DIRECTIONS: Images should be left out, and everything else in the listing reproduced exactly.
┄┄┄┄┄┄┄┄┄┄
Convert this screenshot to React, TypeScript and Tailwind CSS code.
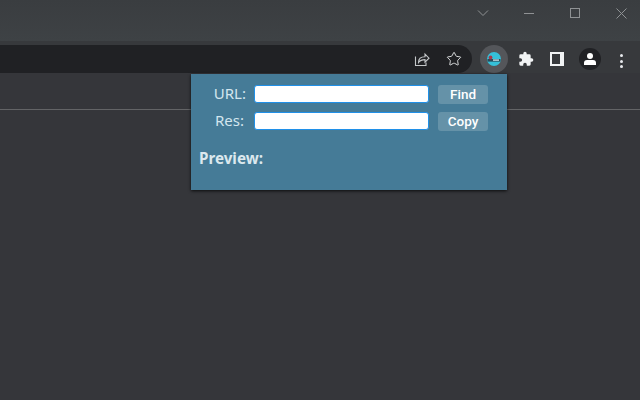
import React from 'react';
import { Star } from 'lucide-react';

const ExtensionIcon = () => (
  <svg width="16" height="16" viewBox="0 0 16 16">
    <circle cx="8" cy="8" r="7" fill="#35c0d8" />
    <rect x="1.5" y="8" width="13" height="2.6" fill="#2a4a58" />
    <rect x="7" y="8.4" width="6" height="1.4" fill="#c8dfe6" />
    <circle cx="4.5" cy="6.5" r="1.9" fill="#a83a4a" />
  </svg>
);

const PuzzleIcon = () => (
  <svg width="16" height="16" viewBox="0 0 24 24" fill="#f1f3f4">
    <path d="M20.5 11H19V7a2 2 0 0 0-2-2h-4V3.5a2.5 2.5 0 0 0-5 0V5H4a2 2 0 0 0-2 2v3.8h1.5a2.7 2.7 0 0 1 0 5.4H2V20a2 2 0 0 0 2 2h3.8v-1.5a2.7 2.7 0 0 1 5.4 0V22H17a2 2 0 0 0 2-2v-4h1.5a2.5 2.5 0 0 0 0-5z" />
  </svg>
);

const ShareIcon = () => (
  <svg width="16" height="16" viewBox="0 0 16 16" fill="none" stroke="#c4c7c9" strokeWidth="1.1">
    <path d="M1.5 5.5v9h10.5v-3" />
    <path d="M4.5 11.5c0-4 3-5.8 6.5-5.8V3l4 4.2-4 4V8.6c-3 0-5 .8-6.5 2.9z" />
  </svg>
);

const PopupRow = ({ label, button, labelClass }: { label: string; button: string; labelClass: string }) => (
  <div className="flex items-center h-[19px]">
    <span className={`w-[55px] pb-[2px] text-[15px] leading-none text-[#d3e6ee] text-right ${labelClass}`}>{label}</span>
    <input
      type="text"
      className="self-start ml-[8px] w-[175px] h-[18px] bg-white rounded-[3px] border-[1.5px] border-[#2090e8] outline-none"
    />
    <button className="ml-[9px] w-[50px] h-[19px] rounded-[3px] bg-[#6592a8] text-white text-[13.5px] font-medium leading-none font-['Roboto',sans-serif]">
      {button}
    </button>
  </div>
);

export default function App() {
  return (
    <div className="relative w-[640px] h-[400px] overflow-hidden bg-[#35363a] font-['Noto_Sans',sans-serif]">
      {/* title bar */}
      <div className="h-[41px] bg-[linear-gradient(to_bottom,#3a3d40,#3e4245)] flex justify-end items-start text-[#8f9294]">
        <div className="w-[46px] h-[26px] flex items-center justify-center">
          <svg width="12" height="8" viewBox="0 0 12 8" fill="none" stroke="currentColor" strokeWidth="1">
            <path d="M1 1.5l5 5 5-5" />
          </svg>
        </div>
        <div className="w-[46px] h-[26px] flex items-center justify-center">
          <div className="w-[10px] h-[1px] bg-[#8f9294]" />
        </div>
        <div className="w-[46px] h-[26px] flex items-center justify-center">
          <div className="w-[10px] h-[10px] border border-[#8f9294]" />
        </div>
        <div className="w-[46px] h-[26px] mr-[-4px] flex items-center justify-center">
          <svg width="11" height="11" viewBox="0 0 11 11" fill="none" stroke="currentColor" strokeWidth="1">
            <path d="M.5.5l10 10M10.5.5l-10 10" />
          </svg>
        </div>
      </div>

      {/* toolbar */}
      <div className="h-[32px] bg-[#37393c] flex items-start">
        <div className="mt-[4px] w-[472px] h-[28px] bg-[#202124] rounded-r-[14px] flex items-center justify-end pr-[10px] gap-[16px]">
          <ShareIcon />
          <Star size={16} strokeWidth={1.4} className="text-[#e3e5e6]" />
        </div>
        <div className="mt-[4px] ml-[8px] w-[28px] h-[28px] rounded-full bg-[#54565a] flex items-center justify-center">
          <ExtensionIcon />
        </div>
        <div className="mt-[10px] ml-[10px]">
          <PuzzleIcon />
        </div>
        <div className="mt-[11px] ml-[16px] w-[14px] h-[14px] bg-[#f1f3f4]">
          <div className="ml-[2px] mt-[2px] w-[8px] h-[10px] bg-[#37393c]" />
        </div>
        <div className="mt-[7px] ml-[15px] w-[22px] h-[22px] rounded-full bg-[#202124] flex flex-col items-center justify-center">
          <div className="w-[6px] h-[6px] rounded-full bg-white" />
          <div className="mt-[1px] w-[12px] h-[5px] rounded-t-[3px] bg-white" />
        </div>
        <div className="mt-[13px] ml-[19px] flex flex-col gap-[2.5px]">
          <div className="w-[3px] h-[3px] rounded-full bg-[#e8eaed]" />
          <div className="w-[3px] h-[3px] rounded-full bg-[#e8eaed]" />
          <div className="w-[3px] h-[3px] rounded-full bg-[#e8eaed]" />
        </div>
      </div>

      {/* bookmarks strip */}
      <div className="h-[37px] border-b border-[#636466]" />

      {/* extension popup */}
      <div className="absolute left-[191px] top-[74px] w-[316px] h-[116px] bg-[#457b97] shadow-[0_1px_3px_rgba(0,0,0,0.8)] pt-[11px]">
        <div className="flex flex-col gap-[8px]">
          <PopupRow label="URL:" button="Find" labelClass="" />
          <PopupRow label="Res:" button="Copy" labelClass="pr-[2px]" />
        </div>
        <div className="mt-[17px] ml-[8px] text-[15.2px] leading-[20px] font-bold text-[#dce8ee]">Preview:</div>
      </div>
    </div>
  );
}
┄┄┄┄┄┄┄┄┄┄
EXERCISE SOLUTION:
Convert this screenshot to React, TypeScript and Tailwind CSS code.
import React from 'react';
import { Star } from 'lucide-react';

const ExtensionIcon = () => (
  <svg width="16" height="16" viewBox="0 0 16 16">
    <circle cx="8" cy="8" r="7" fill="#35c0d8" />
    <rect x="1.5" y="8" width="13" height="2.6" fill="#2a4a58" />
    <rect x="7" y="8.4" width="6" height="1.4" fill="#c8dfe6" />
    <circle cx="4.5" cy="6.5" r="1.9" fill="#a83a4a" />
  </svg>
);

const PuzzleIcon = () => (
  <svg width="16" height="16" viewBox="0 0 24 24" fill="#f1f3f4">
    <path d="M20.5 11H19V7a2 2 0 0 0-2-2h-4V3.5a2.5 2.5 0 0 0-5 0V5H4a2 2 0 0 0-2 2v3.8h1.5a2.7 2.7 0 0 1 0 5.4H2V20a2 2 0 0 0 2 2h3.8v-1.5a2.7 2.7 0 0 1 5.4 0V22H17a2 2 0 0 0 2-2v-4h1.5a2.5 2.5 0 0 0 0-5z" />
  </svg>
);

const ShareIcon = () => (
  <svg width="16" height="16" viewBox="0 0 16 16" fill="none" stroke="#c4c7c9" strokeWidth="1.1">
    <path d="M1.5 5.5v9h10.5v-3" />
    <path d="M4.5 11.5c0-4 3-5.8 6.5-5.8V3l4 4.2-4 4V8.6c-3 0-5 .8-6.5 2.9z" />
  </svg>
);

const PopupRow = ({ label, button, labelClass }: { label: string; button: string; labelClass: string }) => (
  <div className="flex items-center h-[19px]">
    <span className={`w-[55px] pb-[2px] text-[15px] leading-none text-[#d3e6ee] text-right ${labelClass}`}>{label}</span>
    <input
      type="text"
      className="self-start ml-[8px] w-[175px] h-[18px] bg-white rounded-[3px] border-[1.5px] border-[#2090e8] outline-none"
    />
    <button className="ml-[9px] w-[50px] h-[19px] rounded-[3px] bg-[#6592a8] text-white text-[13.5px] font-medium leading-none font-['Roboto',sans-serif]">
      {button}
    </button>
  </div>
);

export default function App() {
  return (
    <div className="relative w-[640px] h-[400px] overflow-hidden bg-[#35363a] font-['Noto_Sans',sans-serif]">
      {/* title bar */}
      <div className="h-[41px] bg-[linear-gradient(to_bottom,#3a3d40,#3e4245)] flex justify-end items-start text-[#8f9294]">
        <div className="w-[46px] h-[26px] flex items-center justify-center">
          <svg width="12" height="8" viewBox="0 0 12 8" fill="none" stroke="currentColor" strokeWidth="1">
            <path d="M1 1.5l5 5 5-5" />
          </svg>
        </div>
        <div className="w-[46px] h-[26px] flex items-center justify-center">
          <div className="w-[10px] h-[1px] bg-[#8f9294]" />
        </div>
        <div className="w-[46px] h-[26px] flex items-center justify-center">
          <div className="w-[10px] h-[10px] border border-[#8f9294]" />
        </div>
        <div className="w-[46px] h-[26px] mr-[-4px] flex items-center justify-center">
          <svg width="11" height="11" viewBox="0 0 11 11" fill="none" stroke="currentColor" strokeWidth="1">
            <path d="M.5.5l10 10M10.5.5l-10 10" />
          </svg>
        </div>
      </div>

      {/* toolbar */}
      <div className="h-[32px] bg-[#37393c] flex items-start">
        <div className="mt-[4px] w-[472px] h-[28px] bg-[#202124] rounded-r-[14px] flex items-center justify-end pr-[10px] gap-[16px]">
          <ShareIcon />
          <Star size={16} strokeWidth={1.4} className="text-[#e3e5e6]" />
        </div>
        <div className="mt-[4px] ml-[8px] w-[28px] h-[28px] rounded-full bg-[#54565a] flex items-center justify-center">
          <ExtensionIcon />
        </div>
        <div className="mt-[10px] ml-[10px]">
          <PuzzleIcon />
        </div>
        <div className="mt-[11px] ml-[16px] w-[14px] h-[14px] bg-[#f1f3f4]">
          <div className="ml-[2px] mt-[2px] w-[8px] h-[10px] bg-[#37393c]" />
        </div>
        <div className="mt-[7px] ml-[15px] w-[22px] h-[22px] rounded-full bg-[#202124] flex flex-col items-center justify-center">
          <div className="w-[6px] h-[6px] rounded-full bg-white" />
          <div className="mt-[1px] w-[12px] h-[5px] rounded-t-[3px] bg-white" />
        </div>
        <div className="mt-[13px] ml-[19px] flex flex-col gap-[2.5px]">
          <div className="w-[3px] h-[3px] rounded-full bg-[#e8eaed]" />
          <div className="w-[3px] h-[3px] rounded-full bg-[#e8eaed]" />
          <div className="w-[3px] h-[3px] rounded-full bg-[#e8eaed]" />
        </div>
      </div>

      {/* bookmarks strip */}
      <div className="h-[37px] border-b border-[#636466]" />

      {/* extension popup */}
      <div className="absolute left-[191px] top-[74px] w-[316px] h-[116px] bg-[#457b97] shadow-[0_1px_3px_rgba(0,0,0,0.8)] pt-[11px]">
        <div className="flex flex-col gap-[8px]">
          <PopupRow label="URL:" button="Find" labelClass="" />
          <PopupRow label="Res:" button="Copy" labelClass="pr-[2px]" />
        </div>
        <div className="mt-[17px] ml-[8px] text-[15.2px] leading-[20px] font-bold text-[#dce8ee]">Preview:</div>
      </div>
    </div>
  );
}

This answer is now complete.